An affiliated business arrangement exists when a real estate brokerage has a financial connection to another company involved in your transaction.

Common examples include:

  • A brokerage that owns part of a title or escrow company

  • A real estate company connected to a mortgage lender

  • An affiliated home warranty or inspection company

Federal law requires this relationship to be disclosed in writing. The disclosure must clearly state:

  • What the relationship is

  • That the brokerage may benefit financially

  • That you are not required to use the affiliated company

The purpose is transparency. It is not a requirement.


Why This Can Help Clients

Easier Communication

Affiliated companies often:

  • Share systems

  • Work together often

  • Fix problems faster

This can lead to fewer delays and less confusion during escrow.

Possible Cost Savings

Some affiliated companies offer:

  • Lower fees

  • Package pricing

  • Fewer duplicate charges

This does not always happen, but it can.

Fewer Surprises

Teams that work together regularly understand each other’s timelines. That can make the process feel smoother and more predictable.


The Downsides to Watch For

Less Real Choice

Even though the form says you can choose, some clients feel pressure to use the affiliated company.

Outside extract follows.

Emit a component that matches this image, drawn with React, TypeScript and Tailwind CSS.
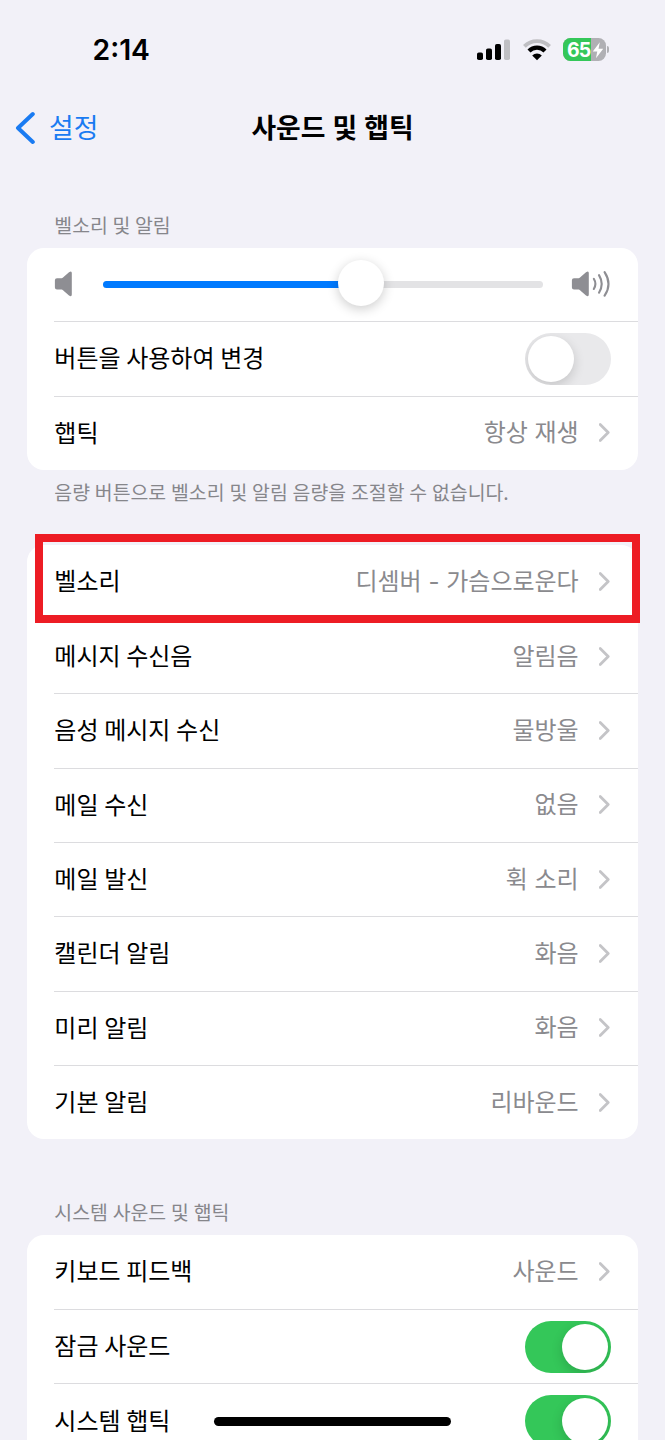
import { useState } from 'react';

interface ToneRow {
  label: string;
  value: string;
}

const toneRows: ToneRow[] = [
  { label: '벨소리', value: '디셈버 - 가슴으로운다' },
  { label: '메시지 수신음', value: '알림음' },
  { label: '음성 메시지 수신', value: '물방울' },
  { label: '메일 수신', value: '없음' },
  { label: '메일 발신', value: '휙 소리' },
  { label: '캘린더 알림', value: '화음' },
  { label: '미리 알림', value: '화음' },
  { label: '기본 알림', value: '리바운드' },
];

function StatusBar() {
  return (
    <div className="flex h-[100px] items-center justify-between pl-[92.5px] pr-[56px]">
      <span className="font-['Inter',sans-serif] text-[28.3px] font-semibold leading-none text-black">
        2:14
      </span>
      <div className="flex items-center pb-px">
        <svg width="34" height="22" viewBox="0 0 34 22" className="mr-[12px]">
          <rect x="0" y="13.5" width="6" height="7.5" rx="1.8" fill="#000" />
          <rect x="9" y="9.5" width="6" height="11.5" rx="1.8" fill="#000" />
          <rect x="18" y="5" width="6" height="16" rx="1.8" fill="#000" />
          <rect x="27" y="0.5" width="6" height="20.5" rx="1.8" fill="#bfbfc3" />
        </svg>
        <svg width="28" height="22" viewBox="0 0 28 22" className="mr-[12px]">
          <path d="M1.4 7.4 A17.5 17.5 0 0 1 26.6 7.4" fill="none" stroke="#bfbfc3" strokeWidth="3.8" />
          <path d="M6 12 A11.1 11.1 0 0 1 22 12" fill="none" stroke="#000" strokeWidth="4.2" />
          <path d="M14 21.2 L9.2 16.4 A6.8 6.8 0 0 1 18.8 16.4 Z" fill="#000" />
        </svg>
        <div className="relative flex h-[23px] w-[43px] items-center overflow-hidden rounded-[7.5px] bg-[#b0b0b4]">
          <div className="absolute inset-y-0 left-0 w-[28px] bg-[#34c759]" />
          <span className="relative ml-[4px] pt-[2px] font-['Inter',sans-serif] text-[19.5px] font-bold leading-none tracking-[-0.8px] text-white">
            65
          </span>
          <svg width="12" height="17" viewBox="0 0 11 16" className="absolute right-[2px] top-[4px]">
            <path d="M7.2 0.3 L0.6 8.9 H4.8 L3.6 15.2 L10.4 6.4 H6 Z" fill="#fff" />
          </svg>
        </div>
        <div className="ml-[1px] h-[7px] w-[2px] rounded-r-full bg-[#b0b0b4]" />
      </div>
    </div>
  );
}

function NavBar() {
  return (
    <div className="relative flex h-[56px] items-center justify-center">
      <button className="absolute left-[15px] flex items-center text-[#1a7bf2]">
        <svg width="20" height="34" viewBox="0 0 20 34" fill="none">
          <path d="M17.8 3 L3 17 L17.8 31" stroke="currentColor" strokeWidth="4" strokeLinecap="round" strokeLinejoin="round" />
        </svg>
        <span className="ml-[14px] pb-[2px] text-[26.8px] leading-none">설정</span>
      </button>
      <h1 className="pb-[2px] text-[26.8px] font-semibold leading-none text-black [word-spacing:1px]">사운드 및 햅틱</h1>
    </div>
  );
}

function Chevron() {
  return (
    <svg width="12" height="20" viewBox="0 0 12 20" fill="none" className="ml-[20px]">
      <path d="M1.2 1.5 L9.2 9.5 L1.2 17.5" stroke="#c4c4c7" strokeWidth="2.8" strokeLinecap="round" strokeLinejoin="round" />
    </svg>
  );
}

function Speaker({ loud = false }: { loud?: boolean }) {
  return (
    <svg width={loud ? 40 : 19} height="28" viewBox={loud ? '0 0.8 40 28' : '0 0.8 19 28'} className="shrink-0">
      <path
        d="M3 8 H7.6 Q8.4 8 9 7.4 L15 2 Q17.8 0.2 17.8 2.8 V24.4 Q17.8 27 15 25.4 L9 20 Q8.4 19.4 7.6 19.4 H3 Q0.9 19.4 0.9 17.4 V10 Q0.9 8 3 8 Z"
        fill="#8e8e93"
      />
      {loud && (
        <g fill="none" stroke="#8e8e93" strokeWidth="2.1" strokeLinecap="round">
          <path d="M22.8 8.6 Q26 13.7 22.8 18.8" />
          <path d="M28 4.9 Q33.4 13.7 28 22.5" />
          <path d="M33.6 1.9 Q41.4 13.7 33.6 25.5" />
        </g>
      )}
    </svg>
  );
}

function Toggle({ initial = false }: { initial?: boolean }) {
  const [on, setOn] = useState(initial);
  return (
    <button
      role="switch"
      aria-checked={on}
      onClick={() => setOn(!on)}
      className={`flex h-[52px] w-[86px] items-center overflow-hidden rounded-full px-[3px] ${
        on ? 'justify-end bg-[#34c759]' : 'justify-start bg-[#e9e9eb]'
      }`}
    >
      <span className="h-[46px] w-[46px] rounded-full bg-white shadow-[0_4px_12px_rgba(0,0,0,0.16)]" />
    </button>
  );
}

interface RowProps {
  label: string;
  value?: string;
  first?: boolean;
  children?: React.ReactNode;
}

function Row({ label, value, first = false, children }: RowProps) {
  return (
    <div
      className={`ml-[27px] flex h-[74.33px] items-center justify-between pr-[27px] ${
        first ? '' : 'border-t border-[#dcdcdf]'
      }`}
    >
      <span className="pb-[3px] text-[24px] leading-none text-black [word-spacing:0.3px]">{label}</span>
      {value ? (
        <div className="flex items-center">
          <span className="font-['Inter','Noto_Sans_CJK_KR',sans-serif] text-[24px] leading-none text-[#8a8a8e]">
            {value}
          </span>
          <Chevron />
        </div>
      ) : (
        children
      )}
    </div>
  );
}

export default function App() {
  return (
    <div className="relative h-[1440px] w-[665px] overflow-hidden bg-[#f2f1f8] font-['Noto_Sans_CJK_KR',sans-serif]">
      <StatusBar />
      <NavBar />

      <main className="px-[27.3px]">
        <h2 className="flex h-[92px] items-end pb-[14px] pl-[27px] text-[19.4px] leading-none text-[#86868b] [word-spacing:0.3px]">
          벨소리 및 알림
        </h2>
        <section className="rounded-[17px] bg-white">
          {/* Volume slider */}
          <div className="ml-[27px] flex h-[73.3px] items-center pr-[27px]">
            <Speaker />
            <div className="relative ml-[30px] mr-[28px] h-[7px] flex-1 rounded-full bg-[#e3e3e5]">
              <div className="h-full w-[258px] rounded-full bg-[#007aff]" />
              <div className="absolute -top-[21px] left-[235px] h-[46px] w-[46px] rounded-full bg-white shadow-[0_3px_12px_rgba(0,0,0,0.2)]" />
            </div>
            <Speaker loud />
          </div>
          <Row label="버튼을 사용하여 변경">
            <Toggle />
          </Row>
          <Row label="햅틱" value="항상 재생" />
        </section>
        <p className="h-[74.7px] pl-[27px] pt-[12px] text-[19.4px] leading-none text-[#86868b] [word-spacing:0.5px]">
          음량 버튼으로 벨소리 및 알림 음량을 조절할 수 없습니다.
        </p>

        <section className="relative rounded-[17px] bg-white">
          {toneRows.map((row, i) => (
            <Row key={row.label} label={row.label} value={row.value} first={i === 0} />
          ))}
          {/* Highlight around the ringtone row */}
          <div className="absolute -top-[11px] left-[7.7px] h-[89px] w-[605px] border-8 border-[#ed1c24]" />
        </section>

        <h2 className="flex h-[95.5px] items-end pb-[13.5px] pl-[27px] text-[19.4px] leading-none text-[#86868b] [word-spacing:0.5px]">
          시스템 사운드 및 햅틱
        </h2>
        <section className="rounded-t-[17px] bg-white">
          <Row label="키보드 피드백" value="사운드" first />
          <Row label="잠금 사운드">
            <Toggle initial />
          </Row>
          <Row label="시스템 햅틱">
            <Toggle initial />
          </Row>
        </section>
      </main>

      {/* Home indicator */}
      <div className="absolute left-[214px] top-[1417px] h-[9px] w-[237px] rounded-full bg-black" />
    </div>
  );
}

Disclosure does not remove influence.

Costs Are Not Always Lower

Affiliated does not mean cheaper.

  • Fees may be average or high

  • Clients who do not compare options may overpay

Comparing providers matters.

Conflicts of Interest

This is the main concern.

  • Referrals may be based on ownership, not service

  • Speed and volume may matter more than quality

  • Problems may get brushed aside

The disclosure shows the conflict, but it does not remove it.

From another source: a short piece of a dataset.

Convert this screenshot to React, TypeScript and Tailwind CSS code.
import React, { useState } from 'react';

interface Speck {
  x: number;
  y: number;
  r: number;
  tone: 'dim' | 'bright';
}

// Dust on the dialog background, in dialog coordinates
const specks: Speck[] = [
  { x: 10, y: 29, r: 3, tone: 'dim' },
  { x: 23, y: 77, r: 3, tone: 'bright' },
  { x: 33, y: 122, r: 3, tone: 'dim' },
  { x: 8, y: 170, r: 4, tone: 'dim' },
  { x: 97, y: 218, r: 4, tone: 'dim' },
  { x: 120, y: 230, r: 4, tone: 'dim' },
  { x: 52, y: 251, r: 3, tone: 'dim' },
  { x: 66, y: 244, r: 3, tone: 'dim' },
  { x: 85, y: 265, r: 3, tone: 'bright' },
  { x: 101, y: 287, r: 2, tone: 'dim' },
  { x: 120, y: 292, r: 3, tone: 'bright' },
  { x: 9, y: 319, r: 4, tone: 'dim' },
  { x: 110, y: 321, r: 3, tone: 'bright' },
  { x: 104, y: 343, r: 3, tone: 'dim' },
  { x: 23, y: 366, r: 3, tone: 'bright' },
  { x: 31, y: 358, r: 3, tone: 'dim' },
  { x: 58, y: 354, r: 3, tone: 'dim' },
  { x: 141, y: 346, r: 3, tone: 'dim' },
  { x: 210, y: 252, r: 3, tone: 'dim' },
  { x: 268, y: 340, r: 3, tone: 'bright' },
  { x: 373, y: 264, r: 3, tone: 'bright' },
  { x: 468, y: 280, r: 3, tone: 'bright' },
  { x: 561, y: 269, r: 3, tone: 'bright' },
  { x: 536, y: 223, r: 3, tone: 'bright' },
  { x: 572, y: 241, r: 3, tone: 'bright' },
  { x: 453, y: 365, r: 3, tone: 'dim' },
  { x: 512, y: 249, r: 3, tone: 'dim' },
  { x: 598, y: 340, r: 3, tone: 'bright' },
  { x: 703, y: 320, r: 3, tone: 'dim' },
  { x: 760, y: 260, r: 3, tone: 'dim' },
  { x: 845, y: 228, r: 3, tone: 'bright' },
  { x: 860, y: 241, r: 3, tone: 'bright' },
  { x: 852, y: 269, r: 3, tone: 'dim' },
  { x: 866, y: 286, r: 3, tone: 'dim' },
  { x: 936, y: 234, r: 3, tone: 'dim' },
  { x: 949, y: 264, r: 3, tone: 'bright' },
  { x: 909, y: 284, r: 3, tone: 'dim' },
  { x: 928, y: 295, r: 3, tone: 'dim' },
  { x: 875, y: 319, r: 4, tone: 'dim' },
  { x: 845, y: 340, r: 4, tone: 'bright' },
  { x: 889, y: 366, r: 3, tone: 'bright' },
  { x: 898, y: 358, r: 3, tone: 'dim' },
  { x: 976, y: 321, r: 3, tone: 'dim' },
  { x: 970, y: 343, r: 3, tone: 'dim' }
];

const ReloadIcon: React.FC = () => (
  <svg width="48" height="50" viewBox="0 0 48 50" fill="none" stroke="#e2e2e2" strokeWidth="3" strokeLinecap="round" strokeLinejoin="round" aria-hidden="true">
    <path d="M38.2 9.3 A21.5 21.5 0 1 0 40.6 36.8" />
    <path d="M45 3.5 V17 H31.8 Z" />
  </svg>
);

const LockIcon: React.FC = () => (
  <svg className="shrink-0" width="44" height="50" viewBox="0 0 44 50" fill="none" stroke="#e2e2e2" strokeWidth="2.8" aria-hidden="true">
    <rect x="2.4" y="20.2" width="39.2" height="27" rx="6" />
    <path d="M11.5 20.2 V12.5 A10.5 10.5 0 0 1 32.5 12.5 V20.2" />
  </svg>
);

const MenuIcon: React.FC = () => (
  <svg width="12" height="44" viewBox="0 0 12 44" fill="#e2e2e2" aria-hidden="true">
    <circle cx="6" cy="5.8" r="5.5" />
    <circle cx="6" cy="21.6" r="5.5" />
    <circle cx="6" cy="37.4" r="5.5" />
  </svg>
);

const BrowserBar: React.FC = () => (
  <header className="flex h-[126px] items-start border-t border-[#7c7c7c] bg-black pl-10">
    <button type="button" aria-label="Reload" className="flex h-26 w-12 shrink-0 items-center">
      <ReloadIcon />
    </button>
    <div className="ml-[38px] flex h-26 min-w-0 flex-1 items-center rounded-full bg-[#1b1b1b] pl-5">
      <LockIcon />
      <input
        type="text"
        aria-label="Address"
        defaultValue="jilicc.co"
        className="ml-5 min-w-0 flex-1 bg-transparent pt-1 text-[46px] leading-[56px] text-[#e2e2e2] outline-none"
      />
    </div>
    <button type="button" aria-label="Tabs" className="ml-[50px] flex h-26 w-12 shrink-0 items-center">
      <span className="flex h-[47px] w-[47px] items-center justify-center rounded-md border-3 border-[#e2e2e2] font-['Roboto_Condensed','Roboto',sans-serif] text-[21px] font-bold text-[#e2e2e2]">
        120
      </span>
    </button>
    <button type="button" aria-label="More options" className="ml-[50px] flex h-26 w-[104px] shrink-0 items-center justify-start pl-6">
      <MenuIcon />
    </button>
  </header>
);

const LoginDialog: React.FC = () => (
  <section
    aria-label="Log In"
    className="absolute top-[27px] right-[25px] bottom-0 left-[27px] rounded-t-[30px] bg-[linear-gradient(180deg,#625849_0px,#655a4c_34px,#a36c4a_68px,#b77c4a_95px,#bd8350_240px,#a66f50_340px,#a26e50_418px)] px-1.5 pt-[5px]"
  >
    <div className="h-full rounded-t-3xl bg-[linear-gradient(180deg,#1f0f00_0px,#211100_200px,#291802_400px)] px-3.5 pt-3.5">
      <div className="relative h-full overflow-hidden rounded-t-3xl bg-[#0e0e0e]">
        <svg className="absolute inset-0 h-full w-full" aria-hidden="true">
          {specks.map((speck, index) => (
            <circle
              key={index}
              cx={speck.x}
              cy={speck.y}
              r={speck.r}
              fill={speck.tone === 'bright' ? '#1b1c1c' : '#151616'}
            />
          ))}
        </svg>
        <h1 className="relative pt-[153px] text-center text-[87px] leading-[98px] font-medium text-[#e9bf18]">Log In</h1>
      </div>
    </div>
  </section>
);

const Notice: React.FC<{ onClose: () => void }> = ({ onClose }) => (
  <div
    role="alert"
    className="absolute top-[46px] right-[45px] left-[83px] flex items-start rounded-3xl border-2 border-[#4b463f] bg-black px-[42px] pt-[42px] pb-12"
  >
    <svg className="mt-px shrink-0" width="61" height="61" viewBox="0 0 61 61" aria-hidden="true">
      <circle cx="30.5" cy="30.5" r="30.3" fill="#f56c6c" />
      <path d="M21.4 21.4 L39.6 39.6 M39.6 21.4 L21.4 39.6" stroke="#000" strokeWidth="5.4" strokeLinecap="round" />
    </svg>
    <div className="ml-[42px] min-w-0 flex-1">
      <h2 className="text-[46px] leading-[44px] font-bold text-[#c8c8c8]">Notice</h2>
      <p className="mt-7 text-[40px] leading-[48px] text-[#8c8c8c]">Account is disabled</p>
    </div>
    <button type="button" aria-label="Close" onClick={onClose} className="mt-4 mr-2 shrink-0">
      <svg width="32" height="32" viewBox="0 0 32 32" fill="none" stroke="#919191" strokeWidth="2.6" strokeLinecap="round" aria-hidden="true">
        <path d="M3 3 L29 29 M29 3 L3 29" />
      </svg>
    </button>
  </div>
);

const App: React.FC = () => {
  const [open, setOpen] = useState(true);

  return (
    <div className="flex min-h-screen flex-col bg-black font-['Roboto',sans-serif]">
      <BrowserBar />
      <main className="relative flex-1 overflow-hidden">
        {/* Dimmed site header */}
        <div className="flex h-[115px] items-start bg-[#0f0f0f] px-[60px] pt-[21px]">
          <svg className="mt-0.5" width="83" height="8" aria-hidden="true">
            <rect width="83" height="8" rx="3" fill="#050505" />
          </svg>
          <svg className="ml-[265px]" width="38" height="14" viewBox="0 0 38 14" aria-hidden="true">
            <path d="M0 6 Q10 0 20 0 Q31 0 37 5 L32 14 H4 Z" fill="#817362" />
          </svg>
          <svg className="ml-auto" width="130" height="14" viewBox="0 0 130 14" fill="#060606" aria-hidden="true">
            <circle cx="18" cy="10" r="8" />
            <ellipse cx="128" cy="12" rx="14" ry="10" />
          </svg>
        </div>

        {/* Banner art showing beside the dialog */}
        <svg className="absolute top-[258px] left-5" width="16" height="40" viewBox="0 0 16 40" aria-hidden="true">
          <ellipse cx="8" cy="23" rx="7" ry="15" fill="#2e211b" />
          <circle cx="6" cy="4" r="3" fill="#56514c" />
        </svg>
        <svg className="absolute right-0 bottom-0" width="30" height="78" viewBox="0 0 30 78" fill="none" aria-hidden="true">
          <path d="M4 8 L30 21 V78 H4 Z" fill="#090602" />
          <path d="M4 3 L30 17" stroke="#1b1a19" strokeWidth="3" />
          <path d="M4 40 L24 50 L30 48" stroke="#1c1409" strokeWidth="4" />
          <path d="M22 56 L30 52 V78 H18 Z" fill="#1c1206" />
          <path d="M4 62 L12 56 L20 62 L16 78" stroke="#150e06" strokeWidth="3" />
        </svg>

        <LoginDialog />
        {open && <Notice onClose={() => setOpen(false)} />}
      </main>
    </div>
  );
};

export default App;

How This Affects Buyers and Sellers

Buyers

Buyers often see affiliated relationships with:

  • Lenders

  • Title and escrow companies

The benefit can be speed.
The risk is missing better loan terms or lower fees elsewhere.

Sellers

Sellers usually deal with affiliated title and escrow companies.

  • Service may be fine

  • Costs may not be competitive

  • Pressure to use the affiliate can limit choice

Sellers benefit most from comparing fees and timelines early.


Smart Moves for Clients

Whether you are buying or selling:

  • Read the disclosure

  • Ask why a provider is recommended

  • Compare at least one other option

  • Get fees in writing

Even if you choose the affiliate, you will know it was your decision.


Bottom Line

Affiliated business disclosures are about transparency. They are legal, common, and sometimes helpful.

They can offer:

  • Better communication

  • Faster closings

  • Possible savings

They can also:

  • Reduce competition

  • Increase costs

  • Create conflicts of interest

The key point is simple: you always have a choice. Ask questions. Compare options. Do not assume a referral is the best option.

If you want help reviewing a disclosure or comparing providers, that is exactly what a good agent should help you do.